The single-objective BBOB functions are complemented by a sphere function with varying center position. Specifically developed performance indicators reveal that SOMOGSA+NM consistently outperforms the stand-alone version of Nelder–Mead in the two-dimensional decision space. However, it also requires a considerably larger number of function evaluations. Sensitivity regarding the sphere position is quite low for unimodal functions, but increases for multimodal functions. Therefore, an individual yet automated configuration of this parameter based on landscape characteristics—i.e., numerical features derived by means of Exploratory Landscape Analysis (see, e.g., Kerschke and Trautmann 2019)—of the original single-objective problem is a very promising perspective to reach optimal SOMOGSA+NM performance.

Of course, SOMOGSA itself is still a local search mechanism also after hybridization with Nelder–Mead (or other local search approaches). The proximity to the optimum of individual runs depends on the starting position within the search space. Next steps will thus include the integration of SOMOGSA+NM into a meta-heuristic which will be able to determine suitable starting points in a sophisticated manner including systematic restarts.

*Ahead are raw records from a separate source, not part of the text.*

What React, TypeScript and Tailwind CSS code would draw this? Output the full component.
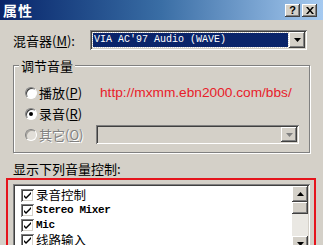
import React from "react";

const raised =
  "shadow-[inset_-1px_-1px_#404040,inset_1px_1px_#ffffff,inset_-2px_-2px_#808080,inset_2px_2px_#d4d0c8]";
const sunken =
  "shadow-[inset_1px_1px_#808080,inset_-1px_-1px_#ffffff,inset_2px_2px_#404040,inset_-2px_-2px_#d4d0c8]";

const Arrow = ({ up = false, color = "#000" }: { up?: boolean; color?: string }) => (
  <svg width="7" height="4" viewBox="0 0 7 4">
    <path d={up ? "M3.5 0 L7 4 L0 4 Z" : "M0 0 L7 0 L3.5 4 Z"} fill={color} />
  </svg>
);

const Radio = ({ checked = false, disabled = false }: { checked?: boolean; disabled?: boolean }) => (
  <span className="relative w-3 h-3 rounded-full bg-white border border-t-[#808080] border-l-[#808080] border-b-white border-r-white shadow-[inset_1px_1px_#404040] flex items-center justify-center">
    {checked && <span className={`w-1 h-1 rounded-full ${disabled ? "bg-[#808080]" : "bg-black"}`}></span>}
    {disabled && <span className="absolute inset-0 rounded-full bg-[#d4d0c8]/70"></span>}
  </span>
);

const Check = () => (
  <span className={`w-[13px] h-[13px] shrink-0 bg-white ${sunken} flex items-center justify-center`}>
    <svg width="7" height="7" viewBox="0 0 7 7">
      <path d="M0 3 L2 5 L7 0 L7 2 L2 7 L0 5 Z" fill="#000" />
    </svg>
  </span>
);

// cjk items render in the regular dialog font, latin ones in the fixed-width one
const items = [
  { t: "录音控制", cjk: true },
  { t: "Stereo Mixer", cjk: false },
  { t: "Mic", cjk: false },
  { t: "线路输入", cjk: true },
];

export default function App() {
  return (
    <div className="w-[323px] h-[245px] overflow-hidden bg-[#d4d0c8] relative font-['Noto_Sans_CJK_SC',sans-serif] text-black">
      {/* title bar */}
      <div className="h-[20px] flex items-center justify-between pl-[3px] pr-[6px] bg-gradient-to-r from-[#0a246a] via-[#3a6ea5] to-[#a6caf0]">
        <span className="text-white font-bold text-[14px] leading-none tracking-[1px]">属性</span>
        <div className="flex gap-[2px]">
          <span className={`w-[15px] h-[13px] bg-[#d4d0c8] ${raised} flex items-center justify-center text-[11px] font-bold font-['Liberation_Sans',sans-serif] leading-none`}>?</span>
          <span className={`w-[15px] h-[13px] bg-[#d4d0c8] ${raised} flex items-center justify-center`}>
            <svg width="8" height="7" viewBox="0 0 8 7">
              <path d="M0 0 L2 0 L4 2.5 L6 0 L8 0 L5 3.5 L8 7 L6 7 L4 4.5 L2 7 L0 7 L3 3.5 Z" fill="#000" />
            </svg>
          </span>
        </div>
      </div>

      {/* mixer row */}
      <div className="flex items-center mt-[10px] pl-[13px] h-[20px]">
        <span className="w-[77px] text-[13px] leading-none">混音器(<u>M</u>):</span>
        <div className={`w-[217px] h-[20px] bg-white ${sunken} p-[2px] flex items-center`}>
          <div className="flex-1 h-full p-[1px]">
            <div className="h-full bg-[#0a246a] outline outline-1 outline-dotted outline-[#d4d0c8] text-white font-['Liberation_Mono',monospace] text-[10px] leading-[14px] pl-[1px]">
              VIA AC'97 Audio (WAVE)
            </div>
          </div>
          <span className={`w-[16px] h-full bg-[#d4d0c8] ${raised} flex items-center justify-center`}>
            <Arrow />
          </span>
        </div>
      </div>

      {/* group box */}
      <div className="relative mx-[13px] mt-[15px] h-[88px] border border-[#808080] shadow-[inset_1px_1px_#ffffff,1px_1px_#ffffff] pl-[11px] pt-[16px]">
        <span className="absolute left-[5px] -top-[8px] px-[2px] bg-[#d4d0c8] text-[13px] leading-[15px]">调节音量</span>
        <div className="flex items-center h-[21px]">
          <Radio />
          <span className="ml-[2px] w-[61px] text-[13px] leading-none">播放(<u>P</u>)</span>
          <span className="text-[#e8202a] text-[13.7px] leading-none font-['Liberation_Sans',sans-serif]">http://mxmm.ebn2000.com/bbs/</span>
        </div>
        <div className="flex items-center h-[21px]">
          <Radio checked />
          <span className="ml-[2px] text-[13px] leading-none">录音(<u>R</u>)</span>
        </div>
        <div className="flex items-center h-[21px]">
          <Radio disabled />
          <span className="ml-[2px] w-[57px] text-[13px] leading-none text-[#808080] [text-shadow:1px_1px_#ffffff]">其它(<u>O</u>)</span>
          <div className={`w-[203px] h-[19px] bg-[#d4d0c8] ${sunken} p-[2px] flex justify-end`}>
            <span className={`w-[16px] h-full bg-[#d4d0c8] ${raised} flex items-center justify-center`}>
              <Arrow color="#808080" />
            </span>
          </div>
        </div>
      </div>

      {/* list label */}
      <div className="pl-[13px] mt-[8px] text-[13px] leading-[15px]">显示下列音量控制:</div>

      {/* list */}
      <div className={`mx-[13px] mt-[8px] h-[70px] bg-white ${sunken} p-[2px] flex`}>
        <div className="flex-1 pl-[6px] pt-[2px]">
          {items.map((it) => (
            <div key={it.t} className="flex items-center h-[15px] gap-[2px]">
              <Check />
              {it.cjk ? (
                <span className="text-[12.5px] leading-none">{it.t}</span>
              ) : (
                <span className="font-['Liberation_Mono',monospace] text-[11px] font-bold leading-none tracking-[-0.4px]">{it.t}</span>
              )}
            </div>
          ))}
        </div>
        <div className="w-[16px] flex flex-col bg-[#eae8e3]">
          <span className={`h-[16px] bg-[#d4d0c8] ${raised} flex items-center justify-center`}>
            <Arrow up />
          </span>
          <span className={`h-[12px] bg-[#d4d0c8] ${raised}`}></span>
          <span className="flex-1"></span>
          <span className={`h-[16px] bg-[#d4d0c8] ${raised} flex items-center justify-center`}>
            <Arrow />
          </span>
        </div>
      </div>

      {/* red highlight annotation */}
      <div className="absolute left-[6px] top-[178px] w-[310px] h-[80px] border-2 border-[#e5141c]"></div>
    </div>
  );
}
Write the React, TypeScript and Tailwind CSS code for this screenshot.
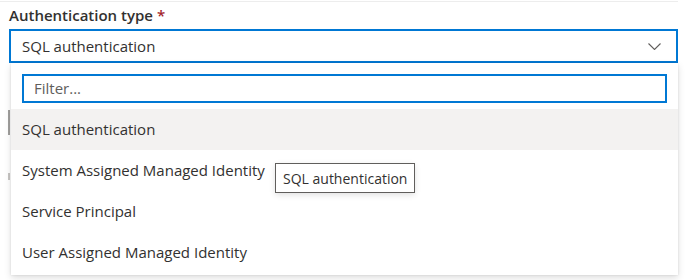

Similar to the aforementioned automated determination of the sphere’s optimum, Exploratory Landscape Analysis techniques can be highly supportive for the identification of promising starting positions. Moreover, based on first very promising studies, we will extend our analysis to higher-dimensional search spaces in order to construct high-performing hybrid metaheuristics in the multiobjectivized problem space.